Write out the data again exactly, skipping every picture.

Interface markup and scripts
┄┄┄┄┄┄┄┄┄┄┄┄┄┄┄┄┄┄┄┄
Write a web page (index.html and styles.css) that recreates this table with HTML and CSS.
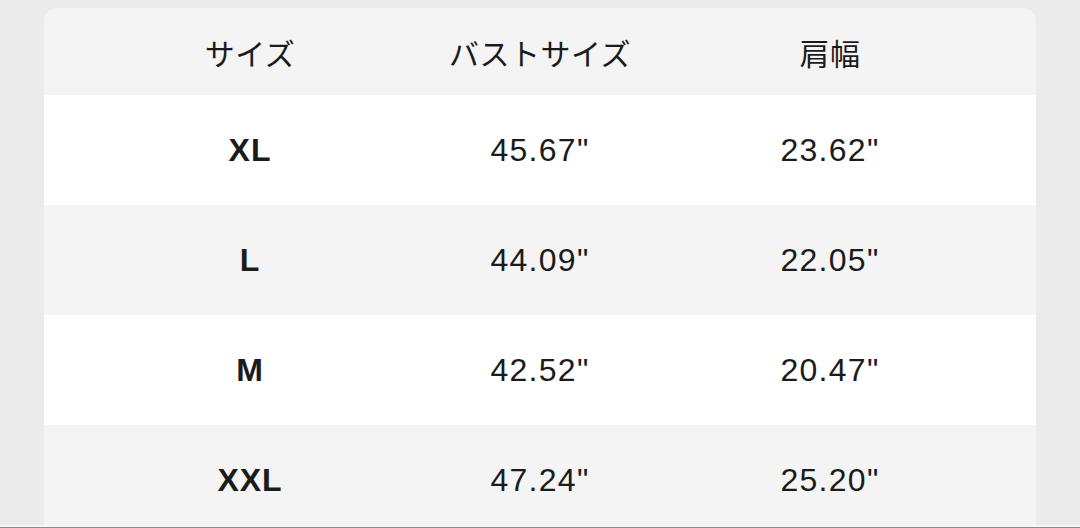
FILE: index.html
```html
<!DOCTYPE html>
<html lang="ja">
<head>
<meta charset="utf-8">
<title>サイズ表</title>
<link rel="stylesheet" href="styles.css">
</head>
<body>
<div class="page">
  <div class="card">
    <div class="row head">
      <div class="cell">サイズ</div>
      <div class="cell">バストサイズ</div>
      <div class="cell">肩幅</div>
    </div>
    <div class="row">
      <div class="cell size">XL</div>
      <div class="cell">45.67"</div>
      <div class="cell">23.62"</div>
    </div>
    <div class="row alt">
      <div class="cell size">L</div>
      <div class="cell">44.09"</div>
      <div class="cell">22.05"</div>
    </div>
    <div class="row">
      <div class="cell size">M</div>
      <div class="cell">42.52"</div>
      <div class="cell">20.47"</div>
    </div>
    <div class="row alt">
      <div class="cell size">XXL</div>
      <div class="cell">47.24"</div>
      <div class="cell">25.20"</div>
    </div>
  </div>
  <div class="edge"></div>
</div>
</body>
</html>
```
FILE: styles.css
```css
html, body {
  margin: 0;
  padding: 0;
  background: #ebebeb;
}
.page {
  height: 528px;
  display: flex;
  flex-direction: column;
  overflow: hidden;
  padding-top: 8px;
  box-sizing: border-box;
}
.card {
  flex: 1;
  margin: 0 44px;
  background: #f4f4f4;
  border-radius: 14px 14px 0 0;
  overflow: hidden;
  color: #1b1b1b;
  font-family: "Liberation Sans", "Noto Sans CJK JP", sans-serif;
}
.row {
  display: grid;
  grid-template-columns: repeat(3, 1fr);
  padding: 0 61px;
  height: 110px;
  align-items: center;
  background: #ffffff;
  font-size: 32px;
  letter-spacing: 1.3px;
}
.row.alt {
  background: #f4f4f4;
}
.row.head {
  height: 87px;
  background: #f4f4f4;
  font-family: "Noto Sans CJK JP", sans-serif;
  font-size: 30px;
  letter-spacing: 0.5px;
}
.cell {
  text-align: center;
  line-height: 1;
}
.size {
  font-weight: bold;
  letter-spacing: 1px;
}
.edge {
  height: 3px;
  background: #f7f7f7;
  border-bottom: 1px solid #8c8c8c;
  box-sizing: border-box;
}
```
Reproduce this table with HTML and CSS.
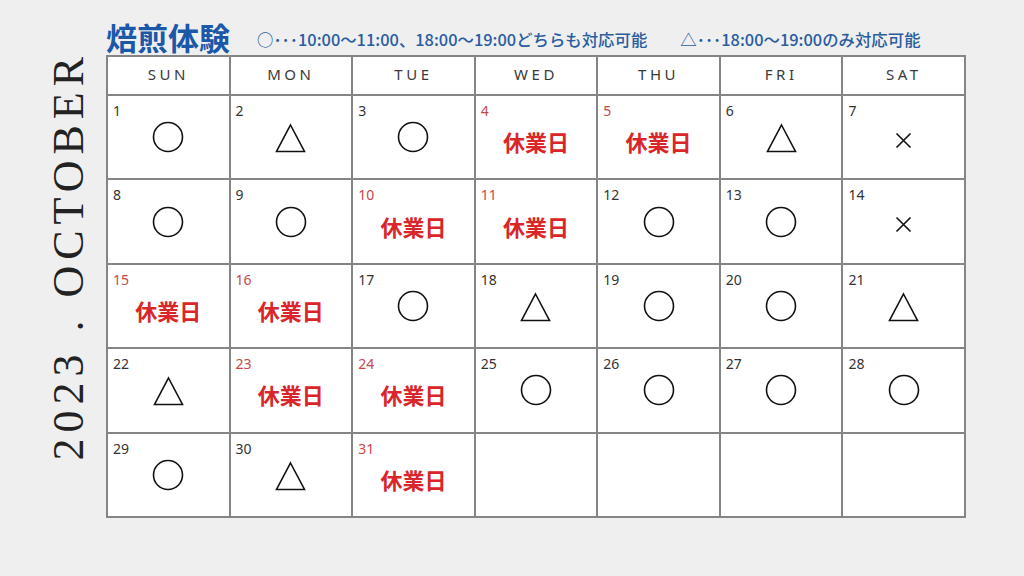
┄┄┄┄┄┄┄┄┄┄┄┄┄┄┄┄┄┄┄┄
CORRECT OUTPUT ▸
Write a web page (index.html and styles.css) that recreates this table with HTML and CSS.
FILE: index.html
```html
<!DOCTYPE html>
<html lang="ja">
<head>
<meta charset="utf-8">
<title>サイズ表</title>
<link rel="stylesheet" href="styles.css">
</head>
<body>
<div class="page">
  <div class="card">
    <div class="row head">
      <div class="cell">サイズ</div>
      <div class="cell">バストサイズ</div>
      <div class="cell">肩幅</div>
    </div>
    <div class="row">
      <div class="cell size">XL</div>
      <div class="cell">45.67"</div>
      <div class="cell">23.62"</div>
    </div>
    <div class="row alt">
      <div class="cell size">L</div>
      <div class="cell">44.09"</div>
      <div class="cell">22.05"</div>
    </div>
    <div class="row">
      <div class="cell size">M</div>
      <div class="cell">42.52"</div>
      <div class="cell">20.47"</div>
    </div>
    <div class="row alt">
      <div class="cell size">XXL</div>
      <div class="cell">47.24"</div>
      <div class="cell">25.20"</div>
    </div>
  </div>
  <div class="edge"></div>
</div>
</body>
</html>
```
FILE: styles.css
```css
html, body {
  margin: 0;
  padding: 0;
  background: #ebebeb;
}
.page {
  height: 528px;
  display: flex;
  flex-direction: column;
  overflow: hidden;
  padding-top: 8px;
  box-sizing: border-box;
}
.card {
  flex: 1;
  margin: 0 44px;
  background: #f4f4f4;
  border-radius: 14px 14px 0 0;
  overflow: hidden;
  color: #1b1b1b;
  font-family: "Liberation Sans", "Noto Sans CJK JP", sans-serif;
}
.row {
  display: grid;
  grid-template-columns: repeat(3, 1fr);
  padding: 0 61px;
  height: 110px;
  align-items: center;
  background: #ffffff;
  font-size: 32px;
  letter-spacing: 1.3px;
}
.row.alt {
  background: #f4f4f4;
}
.row.head {
  height: 87px;
  background: #f4f4f4;
  font-family: "Noto Sans CJK JP", sans-serif;
  font-size: 30px;
  letter-spacing: 0.5px;
}
.cell {
  text-align: center;
  line-height: 1;
}
.size {
  font-weight: bold;
  letter-spacing: 1px;
}
.edge {
  height: 3px;
  background: #f7f7f7;
  border-bottom: 1px solid #8c8c8c;
  box-sizing: border-box;
}
```
Reproduce this table with HTML and CSS.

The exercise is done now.